Amid this glorious array of Judaism, mourners, egos, judges, peers of the realm and the occasional knight and dame there has, for several decades, been one unifying and inspirational figure in the shape of Rabbi Lionel Rosenfeld. His partnership, friendship and intellectual link with the late, great, former Chief Rabbi Lord Jonathan Sacks is legendary.
They were the David and Jonathan of contemporary Anglo-Jewry. This sacred partnership, together with the Shabbaton Choir, were Britain’s box office hit at midnight Selichot services. Sacks is no longer with us, but lives on through his insightful commentaries to our daily prayer. And, this Pesach, Rabbi Lionel and Rebbetzin Natalie will in a new home in their beloved Jerusalem surrounded by children and grandchildren.
For much of Anglo-Jewry, Rabbi Rosenfeld is known as the go-to chazan/rabbi for that special occasion, whether it was singing in the snow for an episode of the TV series Call the Midwife, a wedding, a commemorative occasion or more balefully, a funeral or shiva.
There may be cantors with bigger voices, rabbis who are greater orators and yeshiva educators even more steeped in the Talmud. But those of us who witnessed his last, spiritual Shabbat at Western Marble Arch could not but recognise that here is a member of the rabbinate who had that something extra.
Lionel brought to his chazanaut, a knowledge of prayer, a joyousness and a precision of Ivrit second to none. He made it his mission that mourners, who wished to lead weekday Shacharit services, were properly coached so the Ivrit was acceptable, the timing in keeping with the needs of other members of the minyan and the experience meaningful. His own davening was pitch perfect and his leyning fast, accurate and infused with the meaning of the words.
During services at Western Marble Arch, every person called to the law is made to feel special. Memorial prayers are recited with meaning, not gabbled like a chore, and the blessing, after being called to the law, accompanied by a brief pen picture of the honouree.

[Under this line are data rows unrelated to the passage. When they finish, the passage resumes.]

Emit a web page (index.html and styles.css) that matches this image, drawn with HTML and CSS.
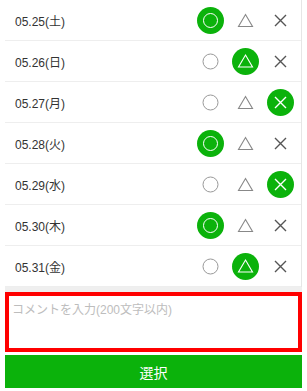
FILE: index.html
```html
<!DOCTYPE html>
<html lang="ja">
<head>
<meta charset="utf-8">
<link rel="stylesheet" href="styles.css">
</head>
<body>
<div class="page">
  <ul class="list">
    <li class="row"><span class="date">05.25(土)</span><span class="opts"><span class="cell"><svg class="on" viewBox="0 0 27 27"><circle cx="13.5" cy="13.5" r="13.5" fill="#0bb20b"/><circle cx="13.5" cy="13.5" r="7" fill="none" stroke="#fff" stroke-width="1"/></svg></span><span class="cell"><svg class="off" viewBox="0 0 27 27"><path d="M13.5 7.5 L20.5 19.5 L6.5 19.5 Z" fill="none" stroke="#888" stroke-width="1.1" stroke-linejoin="miter"/></svg></span><span class="cell"><svg class="off" viewBox="0 0 27 27"><path d="M8 8 L19 19 M19 8 L8 19" stroke="#555" stroke-width="1.4"/></svg></span></span></li>
    <li class="row"><span class="date">05.26(日)</span><span class="opts"><span class="cell"><svg class="off" viewBox="0 0 27 27"><circle cx="13.5" cy="13.5" r="7.5" fill="none" stroke="#999" stroke-width="1"/></svg></span><span class="cell"><svg class="on" viewBox="0 0 27 27"><circle cx="13.5" cy="13.5" r="13.5" fill="#0bb20b"/><path d="M13.5 7 L20.5 19 L6.5 19 Z" fill="none" stroke="#fff" stroke-width="1.1"/></svg></span><span class="cell"><svg class="off" viewBox="0 0 27 27"><path d="M8 8 L19 19 M19 8 L8 19" stroke="#555" stroke-width="1.4"/></svg></span></span></li>
    <li class="row"><span class="date">05.27(月)</span><span class="opts"><span class="cell"><svg class="off" viewBox="0 0 27 27"><circle cx="13.5" cy="13.5" r="7.5" fill="none" stroke="#999" stroke-width="1"/></svg></span><span class="cell"><svg class="off" viewBox="0 0 27 27"><path d="M13.5 7.5 L20.5 19.5 L6.5 19.5 Z" fill="none" stroke="#888" stroke-width="1.1"/></svg></span><span class="cell"><svg class="on" viewBox="0 0 27 27"><circle cx="13.5" cy="13.5" r="13.5" fill="#0bb20b"/><path d="M8 8 L19 19 M19 8 L8 19" stroke="#fff" stroke-width="1.4"/></svg></span></span></li>
    <li class="row"><span class="date">05.28(火)</span><span class="opts"><span class="cell"><svg class="on" viewBox="0 0 27 27"><circle cx="13.5" cy="13.5" r="13.5" fill="#0bb20b"/><circle cx="13.5" cy="13.5" r="7" fill="none" stroke="#fff" stroke-width="1"/></svg></span><span class="cell"><svg class="off" viewBox="0 0 27 27"><path d="M13.5 7.5 L20.5 19.5 L6.5 19.5 Z" fill="none" stroke="#888" stroke-width="1.1"/></svg></span><span class="cell"><svg class="off" viewBox="0 0 27 27"><path d="M8 8 L19 19 M19 8 L8 19" stroke="#555" stroke-width="1.4"/></svg></span></span></li>
    <li class="row"><span class="date">05.29(水)</span><span class="opts"><span class="cell"><svg class="off" viewBox="0 0 27 27"><circle cx="13.5" cy="13.5" r="7.5" fill="none" stroke="#999" stroke-width="1"/></svg></span><span class="cell"><svg class="off" viewBox="0 0 27 27"><path d="M13.5 7.5 L20.5 19.5 L6.5 19.5 Z" fill="none" stroke="#888" stroke-width="1.1"/></svg></span><span class="cell"><svg class="on" viewBox="0 0 27 27"><circle cx="13.5" cy="13.5" r="13.5" fill="#0bb20b"/><path d="M8 8 L19 19 M19 8 L8 19" stroke="#fff" stroke-width="1.4"/></svg></span></span></li>
    <li class="row"><span class="date">05.30(木)</span><span class="opts"><span class="cell"><svg class="on" viewBox="0 0 27 27"><circle cx="13.5" cy="13.5" r="13.5" fill="#0bb20b"/><circle cx="13.5" cy="13.5" r="7" fill="none" stroke="#fff" stroke-width="1"/></svg></span><span class="cell"><svg class="off" viewBox="0 0 27 27"><path d="M13.5 7.5 L20.5 19.5 L6.5 19.5 Z" fill="none" stroke="#888" stroke-width="1.1"/></svg></span><span class="cell"><svg class="off" viewBox="0 0 27 27"><path d="M8 8 L19 19 M19 8 L8 19" stroke="#555" stroke-width="1.4"/></svg></span></span></li>
    <li class="row"><span class="date">05.31(金)</span><span class="opts"><span class="cell"><svg class="off" viewBox="0 0 27 27"><circle cx="13.5" cy="13.5" r="7.5" fill="none" stroke="#999" stroke-width="1"/></svg></span><span class="cell"><svg class="on" viewBox="0 0 27 27"><circle cx="13.5" cy="13.5" r="13.5" fill="#0bb20b"/><path d="M13.5 7 L20.5 19 L6.5 19 Z" fill="none" stroke="#fff" stroke-width="1.1"/></svg></span><span class="cell"><svg class="off" viewBox="0 0 27 27"><path d="M8 8 L19 19 M19 8 L8 19" stroke="#555" stroke-width="1.4"/></svg></span></span></li>
  </ul>
  <div class="comment-area">
    <textarea class="comment" placeholder="コメントを入力(200文字以内)"></textarea>
  </div>
  <button class="submit" type="button">選択</button>
</div>
</body>
</html>
```

FILE: styles.css
```css
html, body {
  margin: 0;
  padding: 0;
  background: #fff;
  font-family: "Liberation Sans", "Noto Sans CJK JP", sans-serif;
}
.page {
  padding: 0 5px;
}
.list {
  list-style: none;
  margin: 0;
  padding: 0;
  background: #fff;
  border-right: 1px solid #e6e6e6;
}
.row {
  display: flex;
  align-items: center;
  justify-content: space-between;
  height: 40px;
  padding: 0 3px 0 10px;
  border-bottom: 1px solid #eeeeee;
}
.date {
  font-size: 12px;
  color: #333;
}
.opts {
  display: flex;
  align-items: center;
}
.cell {
  display: flex;
  justify-content: center;
  align-items: center;
  width: 35px;
  height: 27px;
}
.cell svg {
  width: 27px;
  height: 27px;
  display: block;
}
.comment-area {
  background: #efefef;
  padding-top: 5px;
}
.comment {
  display: block;
  box-sizing: border-box;
  width: 100%;
  height: 60px;
  margin: 0;
  border: 4px solid #ff0000;
  padding: 4px 3px;
  font-family: "Liberation Sans", "Noto Sans CJK JP", sans-serif;
  font-size: 12px;
  color: #333;
  background: #fff;
  resize: none;
  outline: none;
}
.comment::placeholder {
  color: #bdbdbd;
}
.submit {
  display: block;
  width: 100%;
  height: 33px;
  margin-top: 3px;
  border: 0;
  background: #0bb20b;
  color: #fff;
  font-family: "Liberation Sans", "Noto Sans CJK JP", sans-serif;
  font-size: 14px;
  padding: 0;
}
```
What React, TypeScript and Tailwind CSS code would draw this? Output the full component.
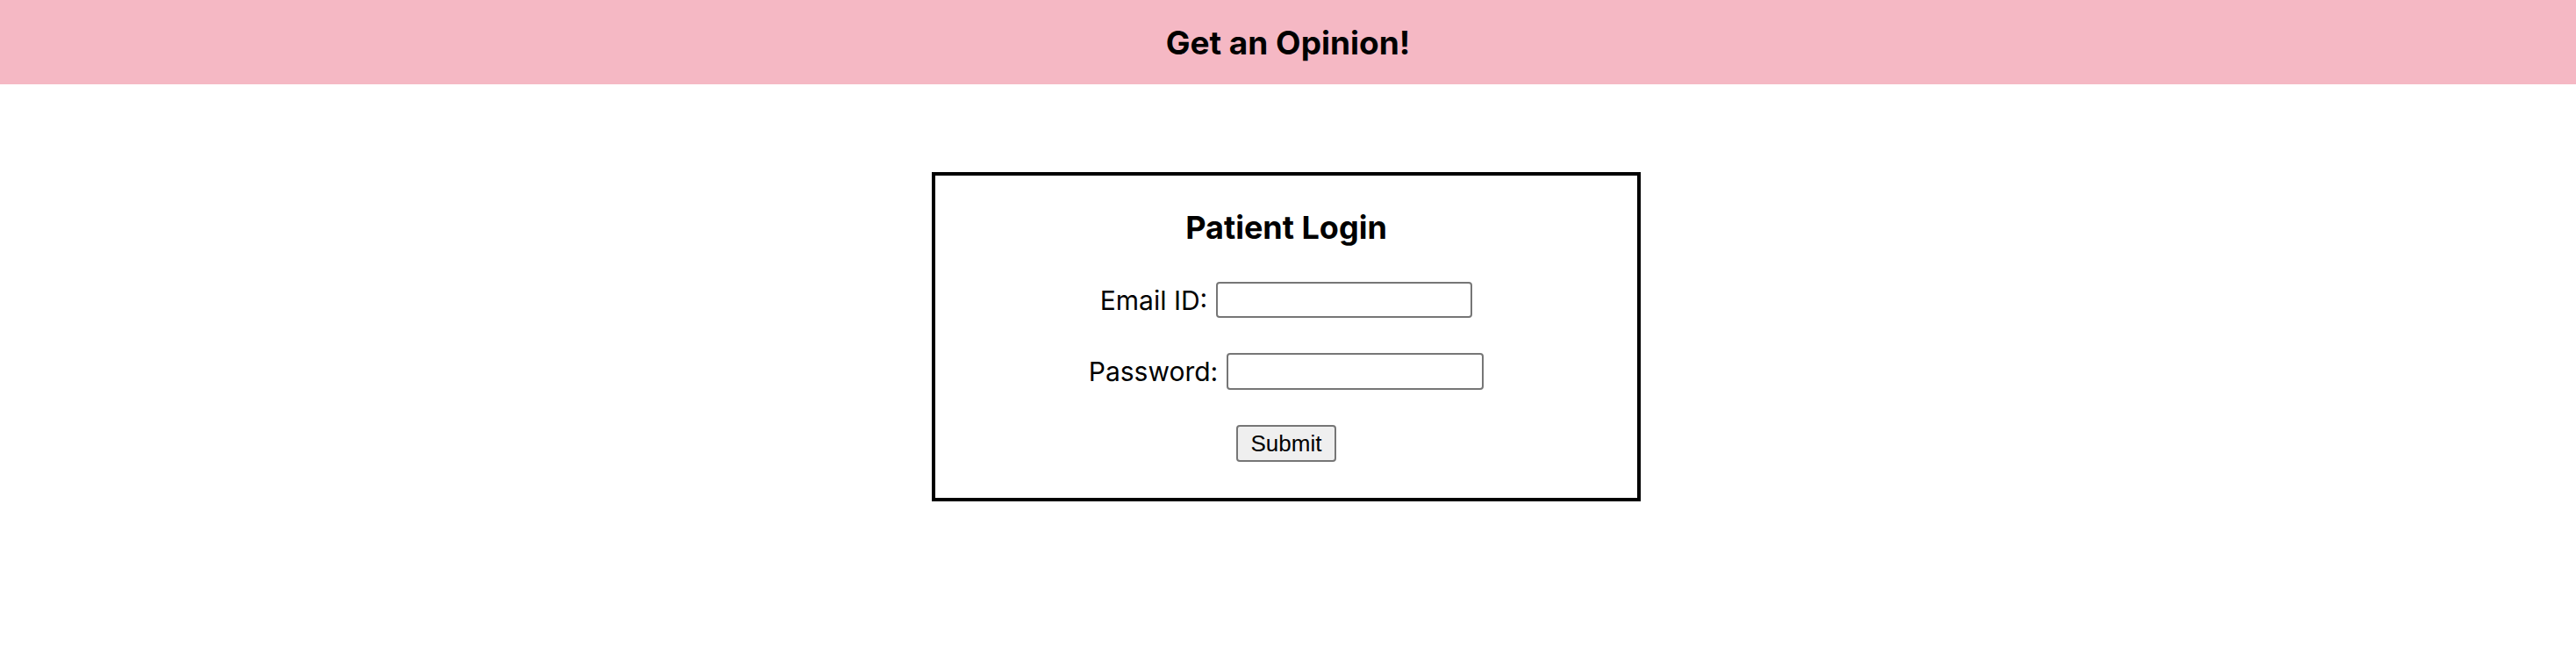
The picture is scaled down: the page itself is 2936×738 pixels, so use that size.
export default function App() {
  return (
    <div className="min-h-screen bg-white font-['Inter',_'Liberation_Sans',_sans-serif] text-black">
      {/* Top bar */}
      <header className="flex h-[96px] items-center justify-center bg-[#f5b8c4]">
        <h1 className="text-[37px] font-bold leading-none">Get an Opinion!</h1>
      </header>

      {/* Login card */}
      <div className="flex justify-center pt-[100px] pr-[4px]">
        <form className="flex w-[808px] flex-col items-center border-4 border-black pt-[41px] pb-[41px]">
          <h2 className="text-[36px] font-bold leading-[36px]">Patient Login</h2>

          <div className="mt-[44px] flex items-center">
            <label className="text-[30px] leading-none">Email ID:</label>
            <input
              type="email"
              className="ml-[10px] h-[41px] w-[292px] rounded-[4px] border-2 border-[#767676] bg-white"
            />
          </div>

          <div className="mt-[40px] flex items-center">
            <label className="text-[30px] leading-none">Password:</label>
            <input
              type="password"
              className="ml-[10px] h-[42px] w-[293px] rounded-[4px] border-2 border-[#767676] bg-white"
            />
          </div>

          <button
            type="button"
            className="mt-[40px] h-[42px] w-[114px] rounded-[4px] border-2 border-[#767676] bg-[#efefef] font-['Liberation_Sans',_sans-serif] text-[26px] leading-none"
          >
            Submit
          </button>
        </form>
      </div>
    </div>
  );
}
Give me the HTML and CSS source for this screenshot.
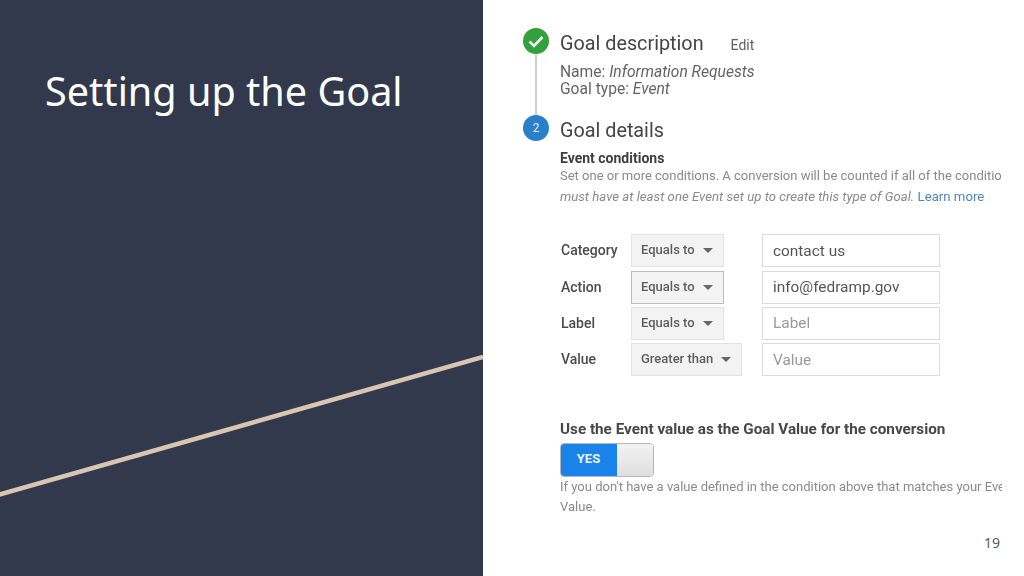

An emotional ‘last’ Drash was technically about Vayikra. At first glance it is among the least satisfying of this year’s cycle because of its focus on the sacrifices that were halted with the destruction of the Second Temple. But, as Lionel observed, sacrifice also concerns the all-out effort that turns innate skills into something much greater. It is the antithesis of self-pampering, pomposity and ego.
I shall never forget the sacrifice Lionel made when, on a damp, windswept day in May 2019 he made the journey from the West End to Brighton to be with my brother Daniel and I when we buried my father Michael. It was not his responsibility, there was no great reward; it was just respect, doing that little extra.
Pesach is the festival of freedom and Rabbi Rosenfeld has earnt his, after decades of devotion to his music, his studies of Talmud and Ivrit and his devotion to community. As most of us pray to be in Jerusalem next year, he will be there. He moves onto the next stage of his life in the knowledge an indelible impression has been left not just on the communities where he has served, sung and preached, but to the good name and reputation of British Jewry.
Chag Sameach and a kosher and a healthy Pesach.